The F-statistic is calculated as the ratio of the variances of the two samples:

F = s1²/s2²

Where:

• s1² is the sample variance of the first group.
• s2² is the sample variance of the second group.

Conventionally, the larger variance is placed in the numerator, resulting in an F-statistic greater than or equal to 1. This simplifies the interpretation of the test.

The sample variance (s²) is calculated as:

s² = Σ(xi - x̄)² / (n - 1)

Where:

• xi represents individual data points in the sample.
• x̄ represents the sample mean.
• n represents the sample size.

Conducting the F-Test: A Step-by-Step Guide

Let's illustrate the F-test with a step-by-step example. Suppose we have two samples of test scores from two different teaching methods:

Method A: {75, 80, 85, 90, 95} Method B: {70, 78, 82, 88, 92}

1. Calculate the sample variances:

   First, calculate the means for both groups:

   • Method A: x̄ = 85
   • Method B: x̄ = 82

   Then calculate the variances:

   • Method A: s1² = [(75-85)² + (80-85)² + (85-85)² + (90-85)² + (95-85)²] / (5-1) = 125
   • Method B: s2² = [(70-82)² + (78-82)² + (82-82)² + (88-82)² + (92-82)²] / (5-1) = 50

2. Calculate the F-statistic:

   F = s1²/s2² = 125/50 = 2.5

3. Determine the degrees of freedom:

   • df1 = n1 - 1 = 5 - 1 = 4
   • df2 = n2 - 1 = 5 - 1 = 4

4. Find the critical F-value:

   Using an F-distribution table or statistical software (with a chosen significance level, typically α = 0.05), find the critical F-value for df1 = 4 and df2 = 4. For a two-tailed test at α = 0.05, the critical value is approximately 6.39. Note: A one-tailed test would only consider values above the critical F value.
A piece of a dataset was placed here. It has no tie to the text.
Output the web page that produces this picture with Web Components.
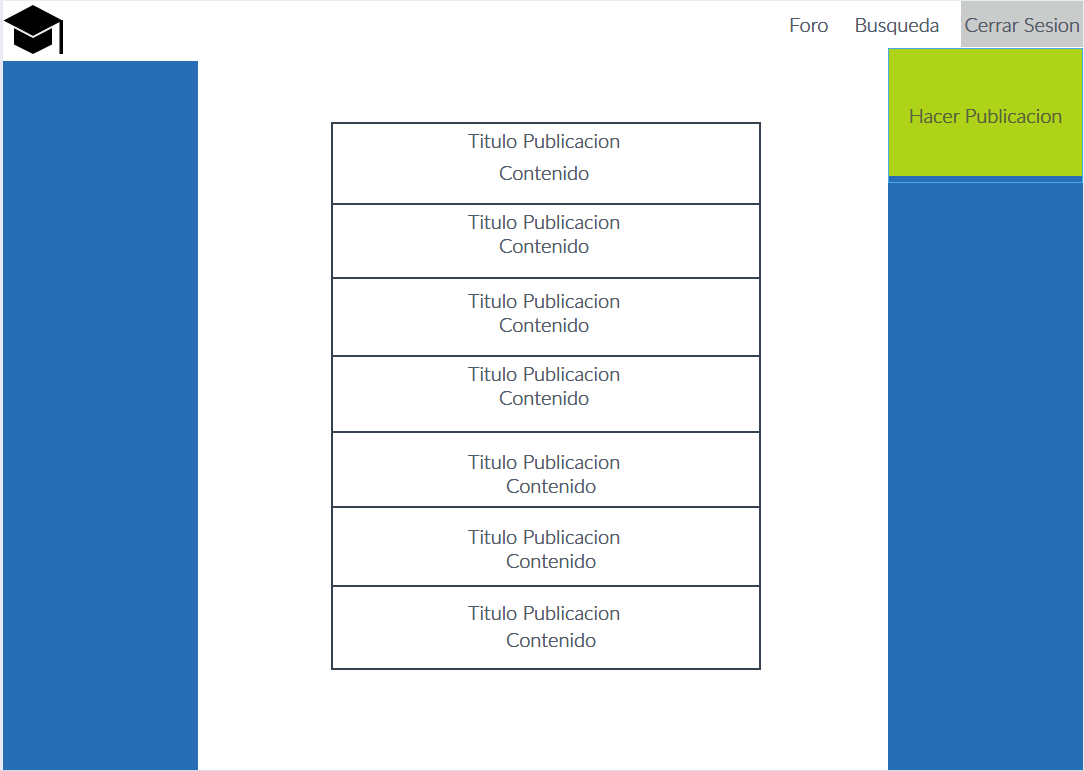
<!DOCTYPE html>
<html lang="es">
<head>
<meta charset="utf-8">
<meta name="viewport" content="width=device-width, initial-scale=1">
<title>Foro</title>
<style>
  body { margin: 0; background: #e9ebf5; }
</style>
</head>
<body>
<foro-page>
  <foro-logo slot="logo"></foro-logo>
  <foro-nav slot="nav"></foro-nav>
  <foro-feed>
    <foro-post space="small" loose><span slot="title">Titulo Publicacion</span>Contenido</foro-post>
    <foro-post space="small"><span slot="title">Titulo Publicacion</span>Contenido</foro-post>
    <foro-post space="medium"><span slot="title">Titulo Publicacion</span>Contenido</foro-post>
    <foro-post space="small"><span slot="title">Titulo Publicacion</span>Contenido</foro-post>
    <foro-post space="large" indent><span slot="title">Titulo Publicacion</span>Contenido</foro-post>
    <foro-post space="large" indent><span slot="title">Titulo Publicacion</span>Contenido</foro-post>
    <foro-post space="big" indent><span slot="title">Titulo Publicacion</span>Contenido</foro-post>
  </foro-feed>
  <foro-publish slot="actions">Hacer Publicacion</foro-publish>
</foro-page>

<script>
function define(name, markup) {
  const template = document.createElement('template');
  template.innerHTML = markup;
  customElements.define(name, class extends HTMLElement {
    constructor() {
      super();
      this.attachShadow({ mode: 'open' }).append(template.content.cloneNode(true));
    }
  });
}

define('foro-page', `
  <style>
    :host {
      --blue: #286eb4;
      --ink: #535b68;
      display: block;
      box-sizing: border-box;
      min-height: 100vh;
      padding: 1px 1px 1px 3px;
      background: linear-gradient(#d5dde6, #d5dde6) bottom / 100% 1px no-repeat #e9ebf5;
      font: 300 20px/24px Lato, sans-serif;
      color: var(--ink);
      /* thickens the light weight without changing its widths */
      text-shadow: 0 0 0 currentColor, 0 0 0 currentColor;
    }
    .frame {
      display: grid;
      grid-template-columns: 195px minmax(0, 1fr) 195px;
      grid-template-rows: 47px 1fr;
      min-height: calc(100vh - 2px);
      background: #fff;
    }
    .left { grid-row: 1 / 3; display: flex; flex-direction: column; }
    .panel { flex: 1; background: var(--blue); }
    header { grid-column: 2 / 4; }
    main { grid-column: 2; padding: 74px 0 74px 6px; }
    .right { grid-column: 3; background: var(--blue); }
  </style>
  <div class="frame">
    <div class="left"><slot name="logo"></slot><div class="panel"></div></div>
    <header><slot name="nav"></slot></header>
    <main><slot></slot></main>
    <aside class="right"><slot name="actions"></slot></aside>
  </div>`);

define('foro-logo', `
  <style>
    :host { display: block; height: 60px; }
    a, svg { display: block; width: 61px; }
    svg { height: 60px; }
  </style>
  <a href="#" aria-label="Inicio">
    <svg viewBox="0 0 61 60" aria-hidden="true">
      <path d="M11 27 30 37l19-10V43.500L30 53 11 43.500Z"/>
      <path d="M30 4 59.500 19.500 30 35 .5 19.500Z"/>
      <path d="M11 26 30 36 49 26" fill="none" stroke="#e4e4e4" stroke-width="1.500"/>
      <path d="M56.500 20 60 19V53H56.500Z"/>
    </svg>
  </a>`);

define('foro-nav', `
  <style>
    :host { display: block; }
    nav { display: flex; justify-content: flex-end; align-items: center; height: 46px; }
    a { color: inherit; text-decoration: none; margin-right: 26px; }
    a:last-of-type { margin-right: 22px; }
    button {
      align-self: stretch; padding: 0 3px; border: 0;
      background: #cacccb; color: inherit; font: inherit; text-shadow: inherit;
    }
  </style>
  <nav>
    <a href="#foro">Foro</a>
    <a href="#busqueda">Busqueda</a>
    <button type="button">Cerrar Sesion</button>
  </nav>`);

define('foro-publish', `
  <style>
    :host {
      display: block; box-sizing: border-box; height: 135px;
      border: 1px solid #47aaf0;
    }
    button {
      display: block; width: 100%; height: 127px; padding: 4px 0 0; border: 0;
      background: #aed318; color: #56603f; font: inherit; text-shadow: inherit;
    }
  </style>
  <button type="button"><slot></slot></button>`);

define('foro-feed', `
  <style>
    :host {
      --line: #36424f;
      display: grid;
      grid-template-rows: 81px 74px 78px 76px 75px 79px 83px;
      box-sizing: border-box;
      width: 430px;
      max-width: 100%;
      margin: 0 auto;
      border: 2px solid var(--line);
      border-bottom: 0;
    }
  </style>
  <slot></slot>`);

define('foro-post', `
  <style>
    :host {
      display: block; box-sizing: border-box;
      padding-right: 4px; border-bottom: 2px solid var(--line);
      text-align: center;
    }
    :host([space="small"]) { padding-top: 4px; }
    :host([space="medium"]) { padding-top: 9px; }
    :host([space="big"]) { padding-top: 13px; }
    :host([space="large"]) { padding-top: 16px; }
    h2, p { margin: 0; font: inherit; }
    :host([loose]) h2 { margin-bottom: 8px; }
    :host([space="big"]) h2 { margin-bottom: 3px; }
    :host([indent]) p { padding-left: 14px; }
  </style>
  <article>
    <h2><slot name="title"></slot></h2>
    <p><slot></slot></p>
  </article>`);
</script>
</body>
</html>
5. Compare the calculated F-statistic to the critical F-value:

   Our calculated F-statistic (2.5) is less than the critical F-value (6.39).

6. Make a decision:

   Since the calculated F-statistic is less than the critical F-value, we fail to reject the null hypothesis. This means there is not enough evidence to conclude that there is a significant difference in the variances of the test scores between the two teaching methods.

Interpreting the Results

The interpretation of the F-test depends on whether you reject or fail to reject the null hypothesis.

• Reject the null hypothesis: If the calculated F-statistic is greater than the critical F-value, you reject the null hypothesis. This suggests that there is a statistically significant difference between the variances of the two populations.

• Fail to reject the null hypothesis: If the calculated F-statistic is less than the critical F-value, you fail to reject the null hypothesis. This means that there is not enough statistical evidence to conclude that there is a significant difference between the variances of the two populations.

Power of the F-test and Sample Size

The power of the F-test, like any statistical test, is its ability to correctly reject a false null hypothesis. Several factors influence the power of the F-test:

• Sample size: Larger sample sizes generally lead to higher power. With more data, you have a better chance of detecting a real difference in variances if one exists.

• Significance level (α): A higher significance level (e.g., α = 0.10) increases the power but also increases the chance of a Type I error (rejecting a true null hypothesis).

• Effect size: A larger difference in the variances between the two populations (a larger effect size) results in higher power.

Proper sample size planning is crucial to ensure the F-test has sufficient power to detect meaningful differences in variances.

Using Statistical Software

Statistical software packages like SPSS, R, and SAS provide efficient tools for conducting F-tests. These packages automatically calculate the F-statistic, p-value, and degrees of freedom. They also offer visualizations to help interpret the results. For example, in R, the var.test() function performs the F-test.

Choosing Between F-test and Other Tests for Variance Comparison

While the F-test is a common method for comparing variances, it's important to consider other options depending on the specific circumstances:

• Levene's test: Levene's test is a robust alternative to the F-test that is less sensitive to violations of the normality assumption.

• Bartlett's test: Bartlett's test is another test for comparing variances but is more sensitive to departures from normality than Levene's test.

Practical Applications of the F-Test

The F-test for two sample variances has diverse applications across various fields:

• Quality Control: In manufacturing, the F-test can be used to compare the variability of a product produced by two different machines or processes. Consistent variance is essential for maintaining product quality.

• Experimental Design: In experiments, the F-test can assess whether the variability within groups is significantly different from the variability between groups. This is important for determining the effectiveness of an intervention or treatment.

• Finance: In financial analysis, the F-test can help compare the volatility of two different investments or portfolios. Understanding volatility is crucial for risk management.

Conclusion

The F-test for two sample variances is a powerful tool for comparing the variability of two populations. While its assumptions should be carefully considered, when these assumptions are met, the F-test provides a reliable method for determining if there is a significant difference between the spread of data in two groups. Remember to always interpret the results in the context of the research question and consider the limitations of the test. Using appropriate statistical software can greatly simplify the process and ensure accurate results. By understanding the principles and applications of the F-test, researchers and analysts can gain valuable insights into the variability of their data, leading to more informed decisions.